Set down each line of the material that follows, exactly, with no pictures.

#### [Supplied material]
......

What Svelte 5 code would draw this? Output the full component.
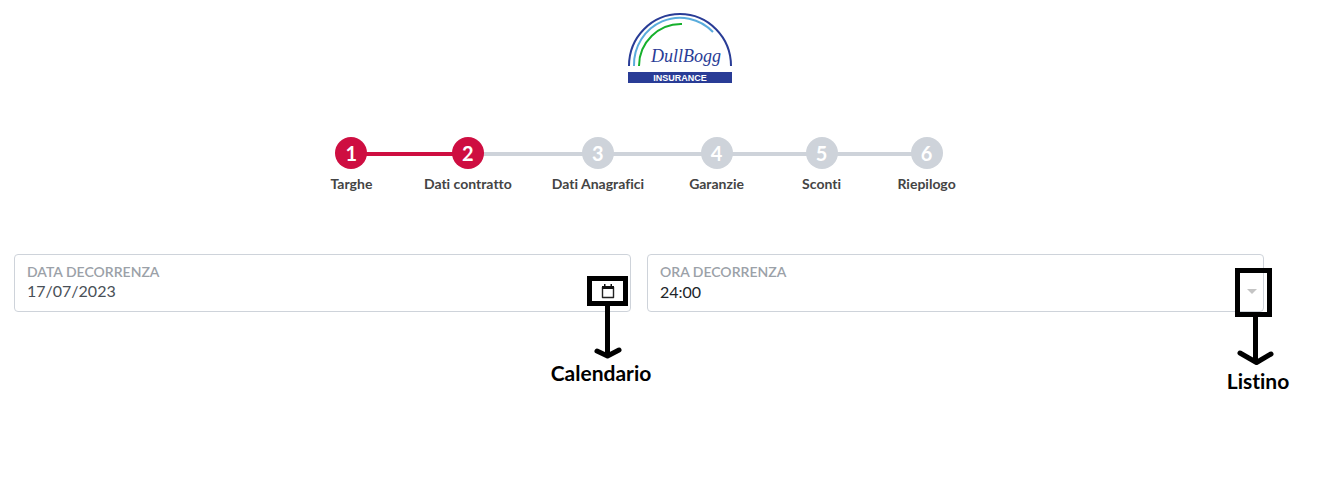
<script>
  const steps = ['Targhe', 'Dati contratto', 'Dati Anagrafici', 'Garanzie', 'Sconti', 'Riepilogo'];
  const current = 2;
  let date = $state('17/07/2023');
  let time = $state('24:00');
</script>

<header>
  <svg class="logo" viewBox="0 0 104 70" role="img" aria-label="DullBogg Insurance">
    <g fill="none" stroke-width="2">
      <path d="M1 53A51 52 0 0 1 103 53" stroke="#293c96" />
      <path d="M6 53A46 47 0 0 1 85 19" stroke="#5aacdc" />
      <path d="M11 53A42 42 0 0 1 54 11" stroke="#16b02c" />
    </g>
    <text class="signature" x="58" y="49" text-anchor="middle">DullBogg</text>
    <rect y="59" width="104" height="11" fill="#293c96" />
    <text class="insurance" x="52" y="68" text-anchor="middle">INSURANCE</text>
  </svg>
</header>

<main>
  <ol class="steps">
    {#each steps as step, i}
      <li class:done={i < current} class:active={i + 1 === current}>
        <span class="circle">{i + 1}</span>
        <span class="name">{step}</span>
      </li>
    {/each}
  </ol>

  <form class="fields">
    <div class="field">
      <label for="date">DATA DECORRENZA</label>
      <input id="date" type="text" bind:value={date} />
      <button class="calendar" type="button" aria-label="Calendario">
        <svg viewBox="0 0 14 15">
          <path d="M1.500 3v10.500h11V3" fill="none" stroke="#222" stroke-width="1.4" stroke-linejoin="round" />
          <path d="M1 2h12v3H1zM3 0h1.500v3H3zM9.500 0H11v3H9.500z" fill="#111" />
        </svg>
      </button>
      <div class="note note-calendar">
        <svg width="41" height="84" viewBox="0 0 41 84" fill="none" stroke="#000" stroke-width="5">
          <path d="M2.500 2.500h36v25h-36zM20.500 28v51" />
          <path d="M10 75l10.500 5L32 74" stroke-linecap="round" stroke-linejoin="round" />
        </svg>
        <span>Calendario</span>
      </div>
    </div>

    <div class="field">
      <label for="time">ORA DECORRENZA</label>
      <select id="time" bind:value={time}>
        <option>24:00</option>
      </select>
      <svg class="caret" viewBox="0 0 10 5"><path d="M0 0h10L5 5z" fill="#c4c4c4" /></svg>
      <div class="note note-list">
        <svg width="41" height="100" viewBox="-2 0 41 100" fill="none" stroke="#000" stroke-width="5">
          <path d="M2.500 2.500h32v44h-32zM20.500 47v46" />
          <path d="M5 85l16.500 9.500L36 86" stroke-linecap="round" stroke-linejoin="round" />
        </svg>
        <span>Listino</span>
      </div>
    </div>
  </form>
</main>

<style>
  :global(body) {
    margin: 0;
    background: #fff;
    font-family: Lato, sans-serif;
    font-variant-ligatures: none;
  }
  header {
    display: flex;
    justify-content: center;
    padding: 13px 0 0 29px;
  }
  .logo {
    width: 104px;
    height: 70px;
  }
  .signature {
    font: italic 18px "Liberation Serif", serif;
    fill: #293c96;
  }
  .insurance {
    font: bold 9px "Liberation Sans", sans-serif;
    fill: #fff;
  }
  main {
    padding: 54px 67px 160px 14px;
  }
  .steps {
    display: flex;
    justify-content: center;
    list-style: none;
    margin: 0;
    padding: 0;
  }
  li {
    position: relative;
    box-sizing: border-box;
    min-width: 105px;
    padding: 0 20px;
    display: flex;
    flex-direction: column;
    align-items: center;
    gap: 6px;
  }
  li::before,
  li::after {
    content: "";
    position: absolute;
    top: 15px;
    width: 50%;
    height: 4px;
    background: #ced3da;
  }
  li::before {
    left: 0;
  }
  li::after {
    right: 0;
  }
  li.done::before,
  li.done:not(.active)::after {
    background: #ce0e41;
  }
  li:first-child::before,
  li:last-child::after {
    display: none;
  }
  .circle {
    position: relative;
    z-index: 1;
    width: 32px;
    height: 32px;
    border-radius: 50%;
    background: #ced3da;
    color: #fff;
    font-size: 20px;
    font-weight: 700;
    line-height: 32px;
    text-align: center;
  }
  .done .circle {
    background: #ce0e41;
  }
  .name {
    color: #444;
    font-size: 14px;
    font-weight: 700;
    line-height: 18px;
    white-space: nowrap;
  }
  .fields {
    display: grid;
    grid-template-columns: 1fr 1fr;
    gap: 16px;
    margin-top: 61px;
  }
  .field {
    position: relative;
    box-sizing: border-box;
    height: 58px;
    padding: 8px 12px;
    border: 1px solid #ced3da;
    border-radius: 4px;
  }
  label {
    display: block;
    color: #9ba1a8;
    font-size: 14px;
    font-weight: 600;
    line-height: 18px;
  }
  input,
  select {
    display: block;
    width: 100%;
    height: 22px;
    margin: 0;
    padding: 0;
    border: 0;
    outline: 0;
    appearance: none;
    background: transparent;
    color: #212529;
    font: 16px/22px Lato, sans-serif;
  }
  input {
    height: 20px;
    color: #495057;
  }
  .calendar {
    position: absolute;
    right: 15px;
    top: 29px;
    width: 14px;
    height: 15px;
    padding: 0;
    border: 0;
    background: none;
  }
  .calendar svg {
    display: block;
  }
  .caret {
    position: absolute;
    right: 6px;
    top: 34px;
    width: 10px;
    height: 5px;
  }
  .note {
    position: absolute;
    display: flex;
    flex-direction: column;
    align-items: center;
    width: 110px;
    pointer-events: none;
    color: #000;
    font-size: 21px;
    font-weight: 700;
    line-height: 26px;
  }
  .note-calendar {
    top: 21px;
    right: -32px;
  }
  .note-list {
    top: 13px;
    right: -45px;
  }
  .note-calendar span {
    margin-right: 12px;
  }
  .note-list span {
    margin-left: 10px;
  }
</style>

......

#### [Reply to the exercise]
What Svelte 5 code would draw this? Output the full component.
<script>
  const steps = ['Targhe', 'Dati contratto', 'Dati Anagrafici', 'Garanzie', 'Sconti', 'Riepilogo'];
  const current = 2;
  let date = $state('17/07/2023');
  let time = $state('24:00');
</script>

<header>
  <svg class="logo" viewBox="0 0 104 70" role="img" aria-label="DullBogg Insurance">
    <g fill="none" stroke-width="2">
      <path d="M1 53A51 52 0 0 1 103 53" stroke="#293c96" />
      <path d="M6 53A46 47 0 0 1 85 19" stroke="#5aacdc" />
      <path d="M11 53A42 42 0 0 1 54 11" stroke="#16b02c" />
    </g>
    <text class="signature" x="58" y="49" text-anchor="middle">DullBogg</text>
    <rect y="59" width="104" height="11" fill="#293c96" />
    <text class="insurance" x="52" y="68" text-anchor="middle">INSURANCE</text>
  </svg>
</header>

<main>
  <ol class="steps">
    {#each steps as step, i}
      <li class:done={i < current} class:active={i + 1 === current}>
        <span class="circle">{i + 1}</span>
        <span class="name">{step}</span>
      </li>
    {/each}
  </ol>

  <form class="fields">
    <div class="field">
      <label for="date">DATA DECORRENZA</label>
      <input id="date" type="text" bind:value={date} />
      <button class="calendar" type="button" aria-label="Calendario">
        <svg viewBox="0 0 14 15">
          <path d="M1.500 3v10.500h11V3" fill="none" stroke="#222" stroke-width="1.4" stroke-linejoin="round" />
          <path d="M1 2h12v3H1zM3 0h1.500v3H3zM9.500 0H11v3H9.500z" fill="#111" />
        </svg>
      </button>
      <div class="note note-calendar">
        <svg width="41" height="84" viewBox="0 0 41 84" fill="none" stroke="#000" stroke-width="5">
          <path d="M2.500 2.500h36v25h-36zM20.500 28v51" />
          <path d="M10 75l10.500 5L32 74" stroke-linecap="round" stroke-linejoin="round" />
        </svg>
        <span>Calendario</span>
      </div>
    </div>

    <div class="field">
      <label for="time">ORA DECORRENZA</label>
      <select id="time" bind:value={time}>
        <option>24:00</option>
      </select>
      <svg class="caret" viewBox="0 0 10 5"><path d="M0 0h10L5 5z" fill="#c4c4c4" /></svg>
      <div class="note note-list">
        <svg width="41" height="100" viewBox="-2 0 41 100" fill="none" stroke="#000" stroke-width="5">
          <path d="M2.500 2.500h32v44h-32zM20.500 47v46" />
          <path d="M5 85l16.500 9.500L36 86" stroke-linecap="round" stroke-linejoin="round" />
        </svg>
        <span>Listino</span>
      </div>
    </div>
  </form>
</main>

<style>
  :global(body) {
    margin: 0;
    background: #fff;
    font-family: Lato, sans-serif;
    font-variant-ligatures: none;
  }
  header {
    display: flex;
    justify-content: center;
    padding: 13px 0 0 29px;
  }
  .logo {
    width: 104px;
    height: 70px;
  }
  .signature {
    font: italic 18px "Liberation Serif", serif;
    fill: #293c96;
  }
  .insurance {
    font: bold 9px "Liberation Sans", sans-serif;
    fill: #fff;
  }
  main {
    padding: 54px 67px 160px 14px;
  }
  .steps {
    display: flex;
    justify-content: center;
    list-style: none;
    margin: 0;
    padding: 0;
  }
  li {
    position: relative;
    box-sizing: border-box;
    min-width: 105px;
    padding: 0 20px;
    display: flex;
    flex-direction: column;
    align-items: center;
    gap: 6px;
  }
  li::before,
  li::after {
    content: "";
    position: absolute;
    top: 15px;
    width: 50%;
    height: 4px;
    background: #ced3da;
  }
  li::before {
    left: 0;
  }
  li::after {
    right: 0;
  }
  li.done::before,
  li.done:not(.active)::after {
    background: #ce0e41;
  }
  li:first-child::before,
  li:last-child::after {
    display: none;
  }
  .circle {
    position: relative;
    z-index: 1;
    width: 32px;
    height: 32px;
    border-radius: 50%;
    background: #ced3da;
    color: #fff;
    font-size: 20px;
    font-weight: 700;
    line-height: 32px;
    text-align: center;
  }
  .done .circle {
    background: #ce0e41;
  }
  .name {
    color: #444;
    font-size: 14px;
    font-weight: 700;
    line-height: 18px;
    white-space: nowrap;
  }
  .fields {
    display: grid;
    grid-template-columns: 1fr 1fr;
    gap: 16px;
    margin-top: 61px;
  }
  .field {
    position: relative;
    box-sizing: border-box;
    height: 58px;
    padding: 8px 12px;
    border: 1px solid #ced3da;
    border-radius: 4px;
  }
  label {
    display: block;
    color: #9ba1a8;
    font-size: 14px;
    font-weight: 600;
    line-height: 18px;
  }
  input,
  select {
    display: block;
    width: 100%;
    height: 22px;
    margin: 0;
    padding: 0;
    border: 0;
    outline: 0;
    appearance: none;
    background: transparent;
    color: #212529;
    font: 16px/22px Lato, sans-serif;
  }
  input {
    height: 20px;
    color: #495057;
  }
  .calendar {
    position: absolute;
    right: 15px;
    top: 29px;
    width: 14px;
    height: 15px;
    padding: 0;
    border: 0;
    background: none;
  }
  .calendar svg {
    display: block;
  }
  .caret {
    position: absolute;
    right: 6px;
    top: 34px;
    width: 10px;
    height: 5px;
  }
  .note {
    position: absolute;
    display: flex;
    flex-direction: column;
    align-items: center;
    width: 110px;
    pointer-events: none;
    color: #000;
    font-size: 21px;
    font-weight: 700;
    line-height: 26px;
  }
  .note-calendar {
    top: 21px;
    right: -32px;
  }
  .note-list {
    top: 13px;
    right: -45px;
  }
  .note-calendar span {
    margin-right: 12px;
  }
  .note-list span {
    margin-left: 10px;
  }
</style>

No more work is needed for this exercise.